GOAL.
Your task is to copy the listing exactly. Drop any pictures from the copy.

╭──

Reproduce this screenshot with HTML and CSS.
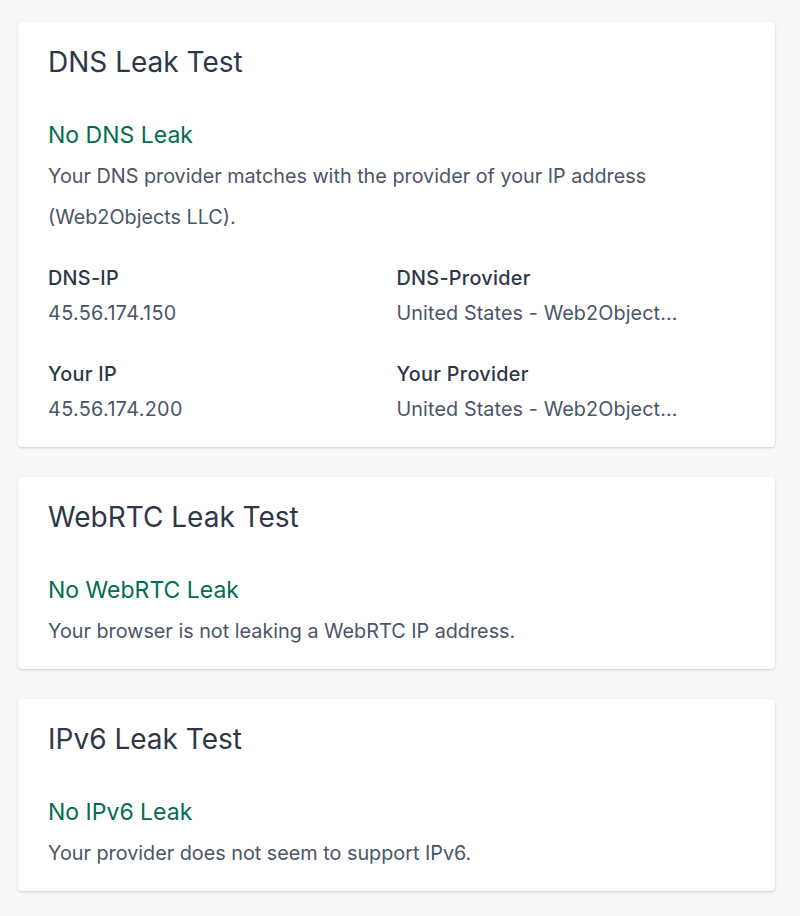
FILE: index.html
```html
<!DOCTYPE html>
<html lang="en">
<head>
<meta charset="utf-8">
<title>Leak Tests</title>
<link rel="stylesheet" href="styles.css">
</head>
<body>
<main class="page">
  <section class="card">
    <h2 class="card-title">DNS Leak Test</h2>
    <h3 class="status">No DNS Leak</h3>
    <p class="desc">Your DNS provider matches with the provider of your IP address (Web2Objects LLC).</p>
    <div class="facts">
      <div class="fact">
        <div class="label">DNS-IP</div>
        <div class="value num">45.56.174.150</div>
      </div>
      <div class="fact">
        <div class="label">DNS-Provider</div>
        <div class="value">United States - Web2Object...</div>
      </div>
      <div class="fact">
        <div class="label">Your IP</div>
        <div class="value num">45.56.174.200</div>
      </div>
      <div class="fact">
        <div class="label">Your Provider</div>
        <div class="value">United States - Web2Object...</div>
      </div>
    </div>
  </section>
  <section class="card">
    <h2 class="card-title">WebRTC Leak Test</h2>
    <h3 class="status">No WebRTC Leak</h3>
    <p class="desc">Your browser is not leaking a WebRTC IP address.</p>
  </section>
  <section class="card">
    <h2 class="card-title">IPv6 Leak Test</h2>
    <h3 class="status">No IPv6 Leak</h3>
    <p class="desc">Your provider does not seem to support IPv6.</p>
  </section>
</main>
</body>
</html>
```
FILE: styles.css
```css
html, body {
  margin: 0;
  padding: 0;
  background: #f7f8fa;
}
body {
  font-family: Inter, "Noto Sans", "Liberation Sans", sans-serif;
  color: #2d3748;
}
.page {
  padding: 22px 25px 26px 18px;
  display: flex;
  flex-direction: column;
  gap: 30px;
}
.card {
  background: #fff;
  border-radius: 4px;
  box-shadow: 0 1px 3px rgba(0,0,0,0.12), 0 1px 2px rgba(0,0,0,0.06);
  padding: 20px 30px 17px;
}
.card-title {
  margin: 0;
  font-size: 28px;
  line-height: 40px;
  font-weight: 400;
  color: #2d3748;
}
.status {
  margin: 37px 0 0;
  font-size: 23px;
  line-height: 32px;
  font-weight: 400;
  color: #046c4e;
}
.desc {
  margin: 5px 0 0;
  font-size: 19.8px;
  line-height: 41px;
  color: #4a5568;
}
.facts {
  margin: 23px 0 3px;
  display: grid;
  grid-template-columns: 1fr 1fr;
  row-gap: 26px;
}
.label {
  font-size: 19.8px;
  line-height: 35px;
  font-weight: 500;
  letter-spacing: 0.3px;
  color: #2d3748;
}
.value {
  font-size: 19.8px;
  line-height: 35px;
  letter-spacing: 0.1px;
  color: #4a5568;
  white-space: nowrap;
}
.value.num {
  letter-spacing: 0.35px;
}
```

╰──

FINAL RESULT.
Reproduce this screenshot with HTML and CSS.
FILE: index.html
```html
<!DOCTYPE html>
<html lang="en">
<head>
<meta charset="utf-8">
<title>Leak Tests</title>
<link rel="stylesheet" href="styles.css">
</head>
<body>
<main class="page">
  <section class="card">
    <h2 class="card-title">DNS Leak Test</h2>
    <h3 class="status">No DNS Leak</h3>
    <p class="desc">Your DNS provider matches with the provider of your IP address (Web2Objects LLC).</p>
    <div class="facts">
      <div class="fact">
        <div class="label">DNS-IP</div>
        <div class="value num">45.56.174.150</div>
      </div>
      <div class="fact">
        <div class="label">DNS-Provider</div>
        <div class="value">United States - Web2Object...</div>
      </div>
      <div class="fact">
        <div class="label">Your IP</div>
        <div class="value num">45.56.174.200</div>
      </div>
      <div class="fact">
        <div class="label">Your Provider</div>
        <div class="value">United States - Web2Object...</div>
      </div>
    </div>
  </section>
  <section class="card">
    <h2 class="card-title">WebRTC Leak Test</h2>
    <h3 class="status">No WebRTC Leak</h3>
    <p class="desc">Your browser is not leaking a WebRTC IP address.</p>
  </section>
  <section class="card">
    <h2 class="card-title">IPv6 Leak Test</h2>
    <h3 class="status">No IPv6 Leak</h3>
    <p class="desc">Your provider does not seem to support IPv6.</p>
  </section>
</main>
</body>
</html>
```
FILE: styles.css
```css
html, body {
  margin: 0;
  padding: 0;
  background: #f7f8fa;
}
body {
  font-family: Inter, "Noto Sans", "Liberation Sans", sans-serif;
  color: #2d3748;
}
.page {
  padding: 22px 25px 26px 18px;
  display: flex;
  flex-direction: column;
  gap: 30px;
}
.card {
  background: #fff;
  border-radius: 4px;
  box-shadow: 0 1px 3px rgba(0,0,0,0.12), 0 1px 2px rgba(0,0,0,0.06);
  padding: 20px 30px 17px;
}
.card-title {
  margin: 0;
  font-size: 28px;
  line-height: 40px;
  font-weight: 400;
  color: #2d3748;
}
.status {
  margin: 37px 0 0;
  font-size: 23px;
  line-height: 32px;
  font-weight: 400;
  color: #046c4e;
}
.desc {
  margin: 5px 0 0;
  font-size: 19.8px;
  line-height: 41px;
  color: #4a5568;
}
.facts {
  margin: 23px 0 3px;
  display: grid;
  grid-template-columns: 1fr 1fr;
  row-gap: 26px;
}
.label {
  font-size: 19.8px;
  line-height: 35px;
  font-weight: 500;
  letter-spacing: 0.3px;
  color: #2d3748;
}
.value {
  font-size: 19.8px;
  line-height: 35px;
  letter-spacing: 0.1px;
  color: #4a5568;
  white-space: nowrap;
}
.value.num {
  letter-spacing: 0.35px;
}
```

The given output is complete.